Advertiser interest in IPL
Let us deep dive into the inventory sold on this edition of IPL in the first two weeks. Here are the highlights: Top 10 advertisers account for 76% of the inventory sold on live matches.
Sony with its programme promotions has the number one spot with 24% followed by Vodafone at 12% and Idea and Cadbury at 7% each. They are followed by Pepsi and Tata Teleservices at 6% each. Pepsi along with its sister concern Pepsico Holdings, together, account for 8% of the inventory.
Among non-sponsors, Coca-Cola leads the pack with a share of 5% followed by advertisers such as Havells, Parle Agro, Kansai Nerolac, United Breweries, Adidas and Volkswagen with a 3% share each.

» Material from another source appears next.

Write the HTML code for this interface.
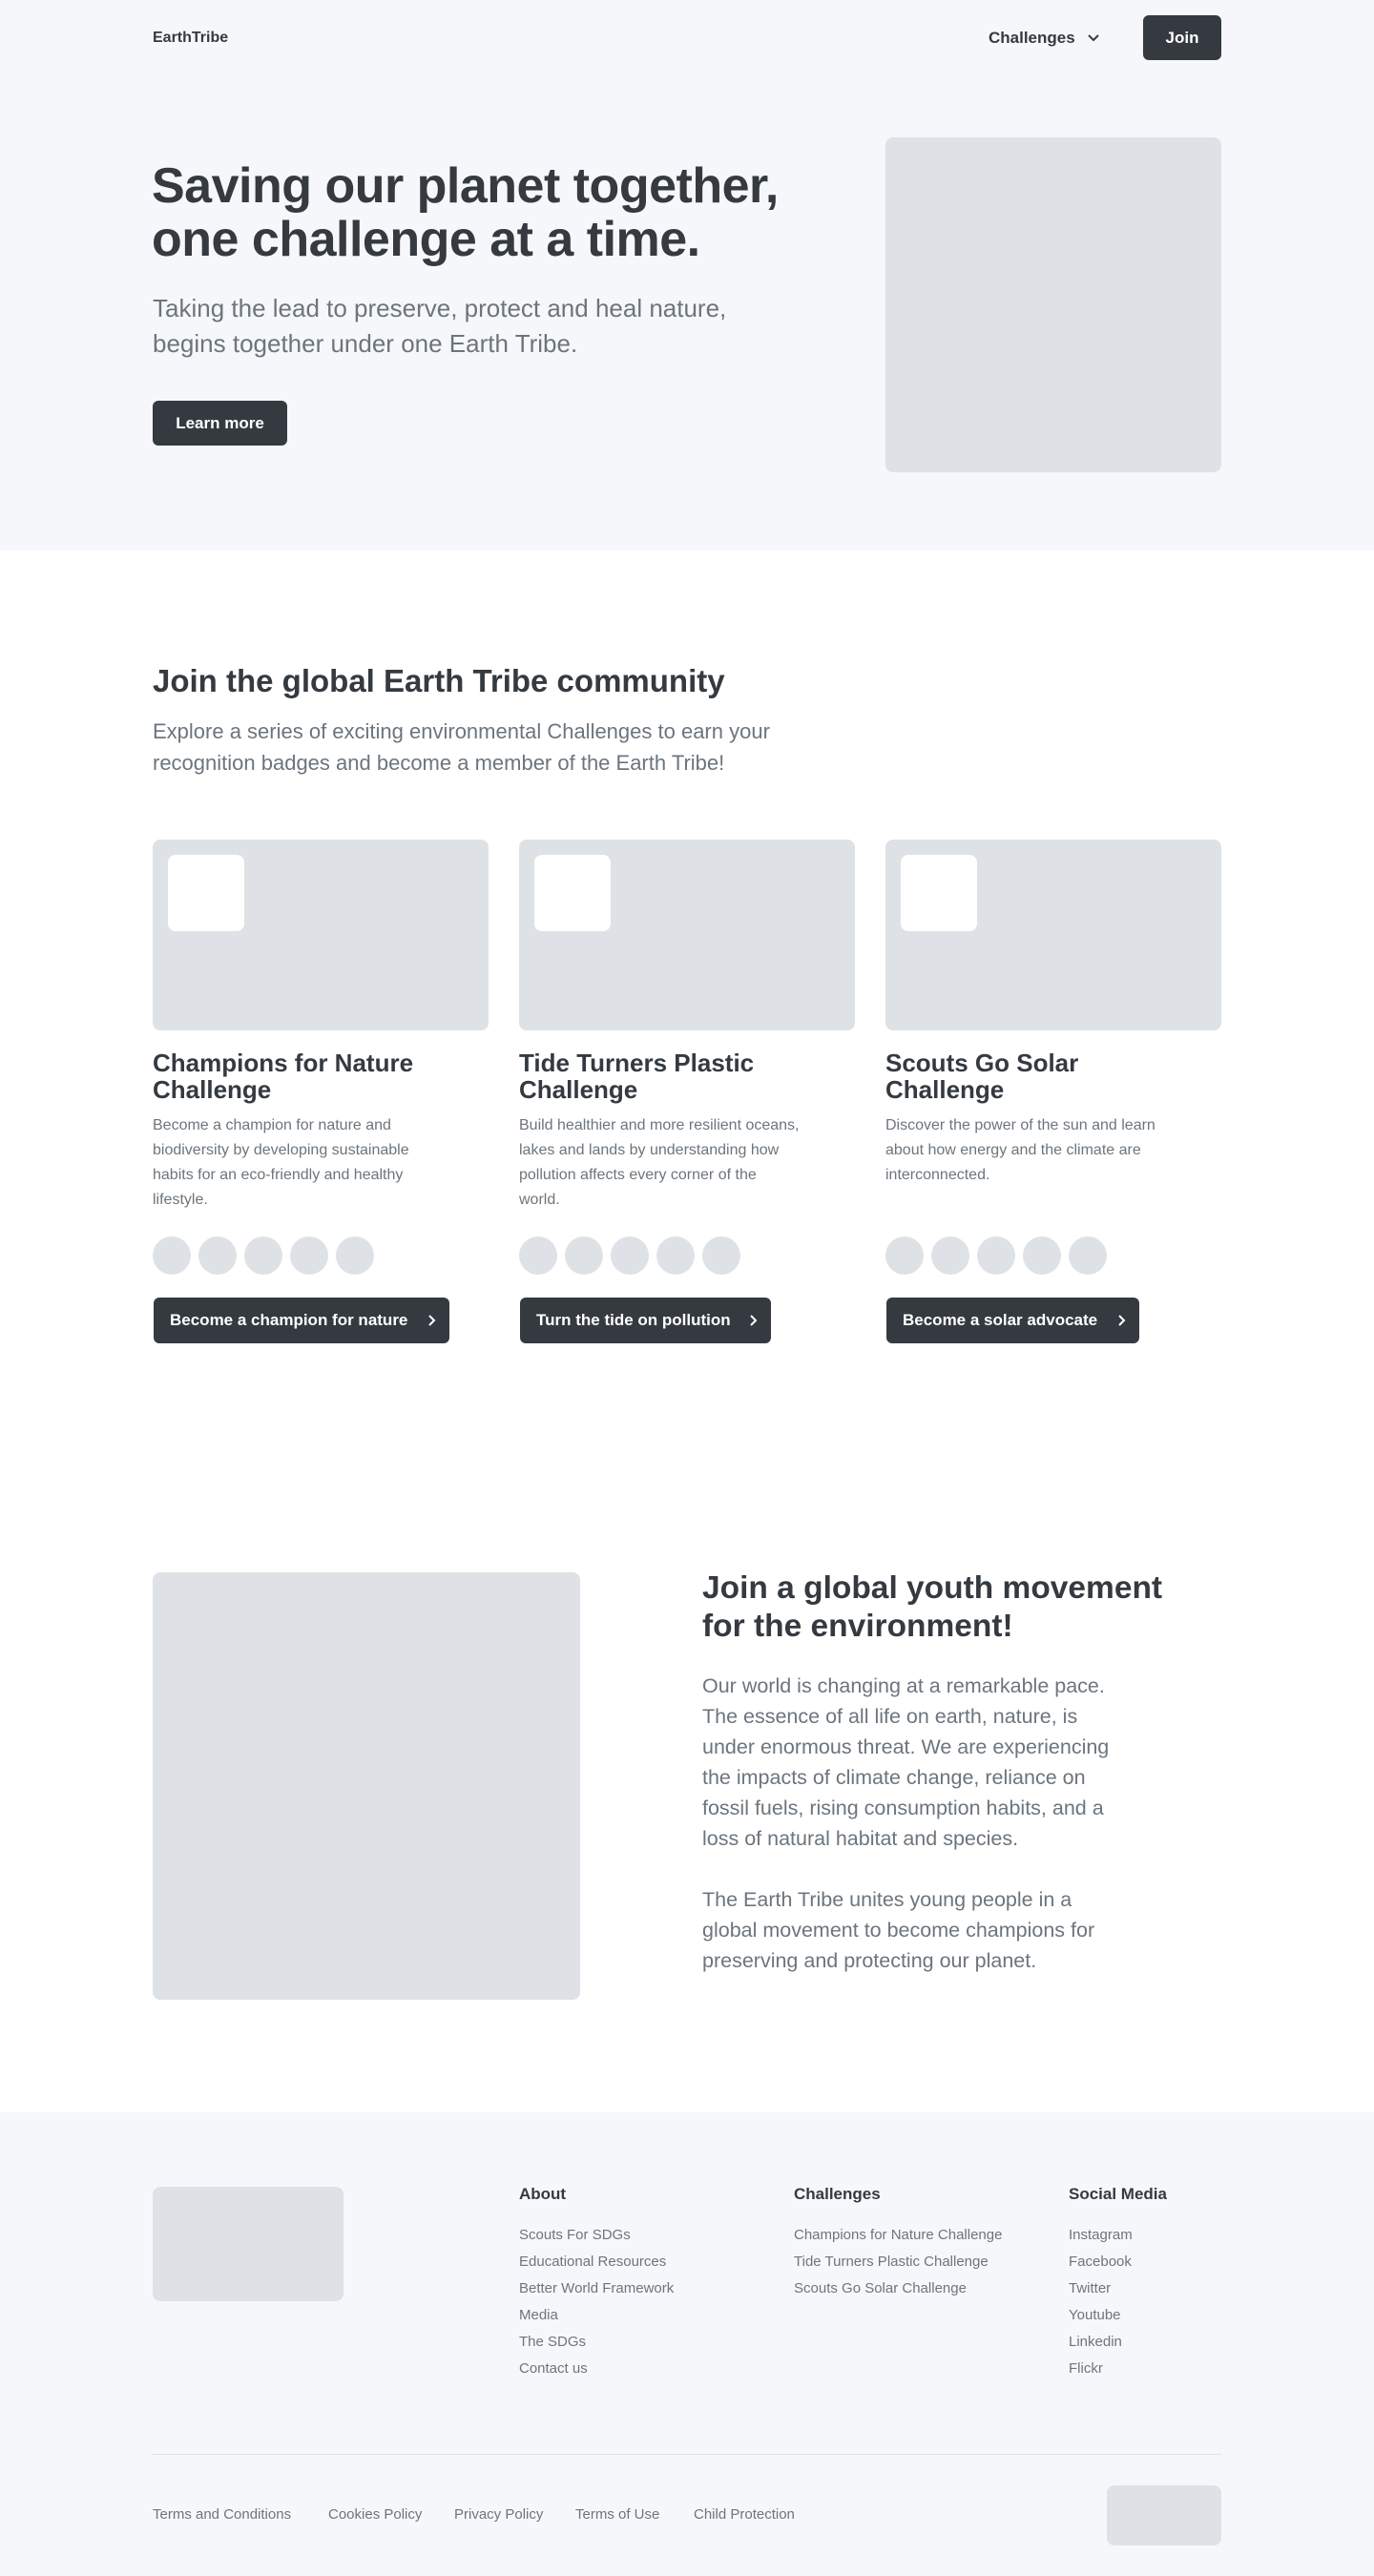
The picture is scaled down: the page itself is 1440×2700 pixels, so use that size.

The total number of advertisers in the first 16 matches has been 38 but if one omits the in-house advertising by Sony and the IPL team owners as well as BCCI, the number drops to 28. This sounds like a fairly dismal performance compared to last year when at the end of the 17th match, SET Max had 53 advertisers on board out of which only BCCI and Sony were IPL related brands, all others being regular advertisers.
Out of the 51 advertisers who were on air last year as per TAM, only 15 have come back while 36 have stayed away from IPL 5. SET Max has been able to rope in 13 new advertisers this year but at fairly low outlays, collectively accounting for just 16% of the inventory sold.
The writing on the wall is there for all to see. While viewership seems to have settled down to some extent, the CPRP is increasing year-on-year due to disproportionate increase in the advertising rates. Its probably time for SET Max to re-look at IPL rates to maintain advertiser interest in the largest property on Indian television.